It’s a line of questioning that led Free The Bid and Manners McDade to conduct some in-depth industry research. If we were to ask around for women composers with three or more advertising credits to their name, how many would we find worldwide? We reached out via shesaid.so, a women-in-music-business network, to supervisors, agencies, publishers, production libraries and more. Worldwide, we hit a wall at the mid-40 mark. 
 
Since then we’ve broadened our search, with the help of contributions from representatives from P&G, shesaid.so, Women In Music, Hear Her Music, Publicis, SixtyFour Music and Leo Burnett, to include women composers for visual media who have TV, film, branded content and games credits. We currently have 115 profiles completed. These 115 scoring women composers have been added to the Free The Bid website’s brand new global database of women composers, as of Friday, September 28th, when the launch was announced by Free The Bid's founder, director Alma Har’el, at the #SheIsEqual Summit presented by Global Citizen, P&G, and #SeeHer in New York. We look forward to discovering more talent through this network and generating more profiles actively on an ongoing basis. 
 
It’s a fantastic and important resource for creatives, highlighting the female talent currently working, and creating space for new sounds and voices in the industry. 
 
And it’s sorely needed.

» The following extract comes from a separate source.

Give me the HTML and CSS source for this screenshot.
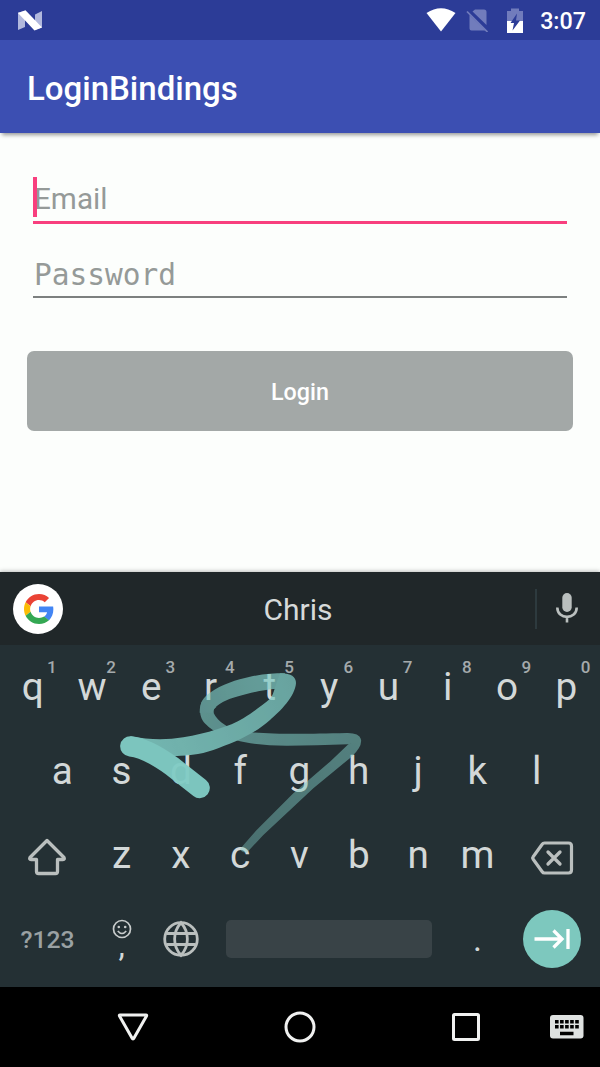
FILE: index.html
```html
<!DOCTYPE html>
<html lang="en">
<head>
<meta charset="utf-8">
<title>LoginBindings</title>
<link rel="stylesheet" href="styles.css">
</head>
<body>
<div class="screen">
  <header class="status-bar">
    <svg class="nougat" width="26" height="22" viewBox="0 0 26 22"><path d="M1 2.5 8 1V17L1 20ZM18 4.5 25 1V17.5L18 20Z" fill="#b1b8dd"/><path d="M1 3 8.500 .3 25 17.500 17.500 20.500Z" fill="#fff"/></svg>
    <div class="status-icons">
      <svg width="30" height="24" viewBox="0 0 30 24"><path d="M.5 5Q15-4.500 29.500 5L15 23.500Z" fill="#fff"/></svg>
      <svg class="sim" width="24" height="24" viewBox="0 0 24 24"><path d="M9 1.500H18Q20.500 1.500 20.500 4V17L6.500 3.500ZM3.500 7 19.500 22.500H5.500Q3.500 22.500 3.500 20.500Z" fill="#717cbc"/><path d="M1 3.500 21.500 24" stroke="#717cbc" stroke-width="1.700"/></svg>
      <svg class="battery" width="16" height="25" viewBox="0 0 16 25"><path d="M0 3H4V.5H12V3H16V13H0Z" fill="#717cbc"/><path d="M0 13H16V25H0Z" fill="#fff"/><path d="M10 5.500 3.500 15H7L5.500 22.500 13 12.500H9Z" fill="#2c3c97"/></svg>
      <span class="clock">3:07</span>
    </div>
  </header>
  <div class="app-bar"><h1>LoginBindings</h1></div>
  <main class="content">
    <div class="field email"><span class="caret"></span>Email</div>
    <div class="field password">Password</div>
    <div class="login">Login</div>
  </main>
  <section class="keyboard">
    <div class="suggestions">
      <div class="google"><svg width="30" height="30" viewBox="0 0 48 48"><path fill="#ea4335" d="M24 9.500c3.540 0 6.710 1.220 9.210 3.600l6.850-6.850C35.900 2.380 30.470 0 24 0 14.620 0 6.510 5.380 2.560 13.220l7.980 6.190C12.430 13.720 17.740 9.500 24 9.500z"/><path fill="#4285f4" d="M46.980 24.550c0-1.570-.15-3.090-.38-4.550H24v9.020h12.940c-.58 2.960-2.260 5.480-4.780 7.180l7.730 6c4.510-4.180 7.090-10.360 7.090-17.650z"/><path fill="#fbbc05" d="M10.530 28.590c-.48-1.450-.76-2.990-.76-4.590s.27-3.140.76-4.590l-7.980-6.190C.92 16.460 0 20.120 0 24s.92 7.540 2.560 10.780z"/><path fill="#34a853" d="M24 48c6.480 0 11.930-2.130 15.890-5.810l-7.730-6c-2.150 1.450-4.920 2.300-8.160 2.300-6.260 0-11.570-4.220-13.470-9.910l-7.980 6.190C6.510 42.620 14.620 48 24 48z"/></svg></div>
      <div class="word">Chris</div>
      <div class="mic"><svg width="24" height="32" viewBox="0 0 24 32"><rect x="7.300" y="1" width="9.400" height="19" rx="4.700" fill="#babfbe"/><path d="M2.300 15.500C2.300 28 21.700 28 21.700 15.500M12 24V30.500" fill="none" stroke="#babfbe" stroke-width="2.600"/></svg></div>
    </div>
    <div class="keys">
      <div class="row">
        <div class="key">q<sup>1</sup></div><div class="key">w<sup>2</sup></div><div class="key">e<sup>3</sup></div><div class="key">r<sup>4</sup></div><div class="key">t<sup>5</sup></div><div class="key">y<sup>6</sup></div><div class="key">u<sup>7</sup></div><div class="key">i<sup>8</sup></div><div class="key">o<sup>9</sup></div><div class="key">p<sup>0</sup></div>
      </div>
      <div class="row inset">
        <div class="key">a</div><div class="key">s</div><div class="key">d</div><div class="key">f</div><div class="key">g</div><div class="key">h</div><div class="key">j</div><div class="key">k</div><div class="key">l</div>
      </div>
      <div class="row">
        <div class="key wide"><svg class="shift" width="40" height="38" viewBox="0 0 40 38"><path d="M20 2.500 37 19.500Q38 21.500 36 21.500H30.500V33.500Q30.500 35.500 28.500 35.500H11.500Q9.500 35.500 9.500 33.500V21.500H4Q2 21.500 3 19.500Z" fill="none" stroke="#babfbe" stroke-width="3.300" stroke-linejoin="round"/></svg></div>
        <div class="key">z</div><div class="key">x</div><div class="key">c</div><div class="key">v</div><div class="key">b</div><div class="key">n</div><div class="key">m</div>
        <div class="key wide"><svg class="delete" width="44" height="36" viewBox="0 0 44 36"><path d="M14.500 3H38.500Q41.500 3 41.500 6V30Q41.500 33 38.500 33H14.500Q13 33 12 31.500L3 19Q2.200 18 3 17L12 4.500Q13 3 14.500 3Z" fill="none" stroke="#babfbe" stroke-width="3.200"/><path d="M18 12 30 24M30 12 18 24" stroke="#babfbe" stroke-width="3.300" stroke-linecap="round"/></svg></div>
      </div>
      <div class="row">
        <div class="key wide symbols">?123</div>
        <div class="key comma"><svg width="20" height="20" viewBox="0 0 20 20"><circle cx="10" cy="10" r="8.500" fill="none" stroke="#c8cccc" stroke-width="1.700"/><circle cx="6.800" cy="8" r="1.300" fill="#c8cccc"/><circle cx="13.200" cy="8" r="1.300" fill="#c8cccc"/><path d="M5.800 12Q10 17 14.200 12" fill="none" stroke="#c8cccc" stroke-width="1.700"/></svg><span>,</span></div>
        <div class="key"><svg width="38" height="38" viewBox="0 0 38 38"><g fill="none" stroke="#babfbe" stroke-width="2.800"><circle cx="19" cy="19" r="16.300"/><path d="M19 2.700C10.500 12 10.500 26 19 35.300C27.500 26 27.500 12 19 2.700ZM4.500 13.500H33.500M4.500 24.500H33.500"/></g></svg></div>
        <div class="key space"><span></span></div>
        <div class="key dot">.</div>
        <div class="key wide"><div class="next"><svg width="38" height="24" viewBox="0 0 38 24"><path d="M1.500 12H29M20.500 3.500 29 12 20.500 20.500M35 2V22" fill="none" stroke="#fff" stroke-width="3.300"/></svg></div></div>
      </div>
    </div>
    <svg class="trail" width="280" height="220" viewBox="0 0 840 660">
      <defs>
        <linearGradient id="rise" gradientUnits="userSpaceOnUse" x1="430" y1="600" x2="765" y2="270"><stop stop-color="#696969"/><stop offset="1" stop-color="#858585"/></linearGradient>
        <linearGradient id="loop" gradientUnits="userSpaceOnUse" x1="770" y1="260" x2="300" y2="180"><stop stop-color="#858585"/><stop offset="1" stop-color="#a0a0a0"/></linearGradient>
        <linearGradient id="top" gradientUnits="userSpaceOnUse" x1="300" y1="190" x2="550" y2="90"><stop stop-color="#a0a0a0"/><stop offset="1" stop-color="#b8b8b8"/></linearGradient>
        <linearGradient id="fall" gradientUnits="userSpaceOnUse" x1="570" y1="90" x2="90" y2="290"><stop stop-color="#bebebe"/><stop offset="1" stop-color="#dedede"/></linearGradient>
        <mask id="gesture" maskUnits="userSpaceOnUse" x="0" y="0" width="840" height="660">
          <path fill="url(#rise)" d="M420 597 470 540 580 430 690 335 745 283 783 268Q787 290 755 320L640 415 490 555 440 608Q424 608 420 597Z"/>
          <path fill="url(#loop)" d="M745 283C680 285 620 287 560 287C500 287 450 282 405 270C360 255 335 240 320 225C299 209 296 180 305 155L350 170C338 178 338 184 343 193C350 207 365 219 380 228C400 242 430 246 455 247C520 252 600 253 740 249Q777 248 783 268Q780 278 745 283Z"/>
          <path fill="url(#top)" d="M299 188C300 155 309 143 330 128C365 102 410 89 450 80C490 72 520 70 555 70L540 116 520 117C480 120 400 140 370 155C350 166 338 176 341 188Z"/>
          <path fill="url(#fall)" d="M540 70Q588 69 588 100C585 140 540 185 510 210C460 255 400 278 340 300C300 314 260 318 200 319L91 300V259C150 270 200 270 250 262C320 250 390 230 430 205C470 180 500 155 512 145C522 130 526 105 540 70Z"/>
          <path fill="none" stroke="#f5f5f5" stroke-width="61" stroke-linecap="round" d="M91 289Q140 294 215 348L299 414"/>
        </mask>
      </defs>
      <path mask="url(#gesture)" fill="#80cbc4" d="M0 0H840V660H0Z"/>
    </svg>
  </section>
  <nav class="nav-bar">
    <svg width="34" height="32" viewBox="0 0 34 32"><path d="M4 4H30Q31 4 30.500 5L18 27Q17 29 16 27L3.500 5Q3 4 4 4Z" fill="none" stroke="#f0f1f0" stroke-width="3"/></svg>
    <svg width="34" height="34" viewBox="0 0 34 34"><circle cx="17" cy="17" r="14" fill="none" stroke="#f0f1f0" stroke-width="3"/></svg>
    <svg width="32" height="32" viewBox="0 0 32 32"><rect x="3.500" y="3.500" width="25" height="25" rx="1" fill="none" stroke="#f0f1f0" stroke-width="3"/></svg>
    <svg class="ime" width="34" height="24" viewBox="0 0 34 24"><rect width="33.500" height="23.500" rx="3" fill="#dfe2e1"/><path d="M5 6.700H29M5 11.700H29" stroke="#000" stroke-width="3.600" stroke-dasharray="3.600 1.450"/><path d="M10 18.500H23.500" stroke="#000" stroke-width="3.500"/></svg>
  </nav>
</div>
</body>
</html>
```
FILE: styles.css
```css
body { margin: 0; font-family: Roboto, sans-serif; }
.screen { width: 600px; height: 1067px; display: flex; flex-direction: column; background: #fcfefc; overflow: hidden; }
svg { display: block; flex: none; }
.status-bar { height: 40px; flex: none; box-sizing: border-box; padding: 0 14px 0 17px; background: #2c3c97; display: flex; align-items: center; justify-content: space-between; }
.nougat { margin-top: 1px; }
.status-icons { display: flex; align-items: center; }
.sim { margin-left: 10px; }
.battery { margin-left: 17px; }
.clock { margin-left: 17px; color: #fff; font-size: 23.3px; font-weight: 500; line-height: 28px; padding-top: 2px; }
.app-bar { height: 93px; flex: none; padding-left: 27px; background: #3c4fb2; display: flex; align-items: center; box-shadow: 0 4px 4px -2px rgba(0,0,0,.4); }
h1 { margin: 4px 0 0; color: #fff; font-size: 33px; font-weight: 500; line-height: 40px; }
.content { flex: 1; padding: 43px 27px 0; }
.field { position: relative; margin: 0 6px; box-sizing: border-box; color: #959a98; font-size: 30px; line-height: 46px; padding-left: 1px; }
.email { height: 48px; border-bottom: 3px solid #f83f7e; font-size: 29.700px; }
.caret { position: absolute; left: 0; top: 1px; width: 4px; height: 40px; background: #f83f7e; }
.password { height: 74px; padding-top: 28px; border-bottom: 2px solid #7c807f; font-family: "DejaVu Sans Mono", monospace; font-size: 29.500px; }
.login { height: 80px; margin-top: 53px; border-radius: 7px; background: #a3a8a7; color: #fff; font-size: 23.300px; font-weight: 500; line-height: 82px; text-align: center; }
.keyboard { position: relative; height: 415px; flex: none; background: #243034; box-shadow: 0 -1px 4px rgba(0,0,0,.25); }
.suggestions { height: 73px; background: #202729; display: flex; align-items: center; color: #d6dada; }
.google { width: 50px; height: 50px; margin-left: 13px; border-radius: 50%; background: #fff; display: flex; align-items: center; justify-content: center; }
.google svg { margin-left: 1px; }
.word { flex: 1; padding-right: 2px; font-size: 30px; text-align: center; line-height: 40px; padding-top: 3px; }
.mic { box-sizing: border-box; width: 65px; height: 40px; padding-right: 3px; border-left: 2px solid #2d3a3e; display: flex; align-items: center; justify-content: center; }
.mic svg { margin-top: -2px; }
.keys { height: 342px; padding: 0 4px 0 3px; }
.row { height: 84px; display: flex; }
.inset { padding: 0 29.650px; }
.key { flex: 1 1 0; min-width: 0; position: relative; display: flex; align-items: center; justify-content: center; color: #d3d8d8; font-size: 38.700px; line-height: 48px; }
.wide { flex-grow: 1.5; }
.key sup { position: absolute; left: 44px; top: 12px; color: #a4aaac; font-size: 17px; font-weight: 500; line-height: 20px; }
.symbols { color: #9aa1a3; font-size: 24.700px; font-weight: 500; padding-top: 2px; box-sizing: border-box; }
.shift { margin-top: 3px; }
.delete { margin-top: 6px; }
.comma { flex-direction: column; font-size: 32px; }
.comma span { line-height: 24px; margin-top: -6px; padding-bottom: 2px; }
.dot { font-size: 34px; }
.space { flex-grow: 4; }
.space span { flex: 1; height: 38px; margin: 0 15.500px; border-radius: 5px; background: #394347; }
.next { width: 58px; height: 58px; border-radius: 50%; background: #7dc8be; display: flex; align-items: center; justify-content: center; }
.trail { position: absolute; left: 100px; top: 78px; }
.nav-bar { height: 80px; flex: none; background: #000; display: flex; align-items: center; padding-left: 116px; gap: 133px; }
.nav-bar .ime { margin-left: -65px; }
```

It’s hard to pinpoint the moment the gender imbalance occurs. Institutions such as the NFTS [National Film and Television School] work hard to balance their courses, often achieving a 50/50 split across their prestigious Composing for Film & Television course. Established media composers often look for assistants to help with their workload, and this can be a great foot-in-the-door for aspiring composers. But somewhere between this level and the point at which the composer is established enough to have a network of clients and regular work, there is a drop-off. 
 
Most agencies are hands-on and in tune with their music choices. They seek the best creative work, and have a streamlined process in which to work closely with a composer and their demo to the point of delivery. But there are some inconsistencies to this rule that can make a young composer’s introduction into the industry increasingly challenging. 
 
To get an idea of the challenges, let’s compare composers with directors. With directors, the process is typically talent-led; agencies and brands are thinking about the person they want to work with. In the UK, directing jobs are typically triple-bid and, under Free the Bid, agencies who have taken the initiative’s pledge commit to making sure that at least one pitching director is a woman. With music composition, a typical agency music brief could be sent out to any number of different music companies, each tasked with supplying three or four demos in 48, or even 24 hours. In this landscape, the odds of a composer winning a pitch are small - often a demo is judged at face value, and diversity may be the last thing to register, when listening through a large quantity of demos. 
 
We hope with greater visibility, and awareness of this imbalance in the industry, that these women on the Free The Bid site will become the role models for tomorrow’s composers. With agencies’ help, with an open minded, talent-led approach to pitching, the chicken-and-egg trap of reel-and-talent can be negotiated. 
 
The exciting news for agencies is that their contribution to any composers’ careers is directly feeding back into popular culture. Composers are more and more versatile, often working across media projects and their own recording artist releases. Agencies’ expertise in crafting a demo to their vision, alongside the expertise of the supervisor or agent, can help that composer win a pitch. That then feeds back into their career in the form of an album, a concerto, a tour or a film score. The benefit for male and female composers alike, and therefore popular culture as a whole, is tangible and exciting. 
 
The addition of women composers to the Free The Bid database is an incredibly exciting step for popular culture, as well as the creative industries, and we look forward to its use as an inspirational resource. As a result of the Free The Bid research, a collective of women composers, the Female Composers’ Forum, now meet regularly to inspire and support one another, and they welcome any guests from the supervision or advertising worlds. 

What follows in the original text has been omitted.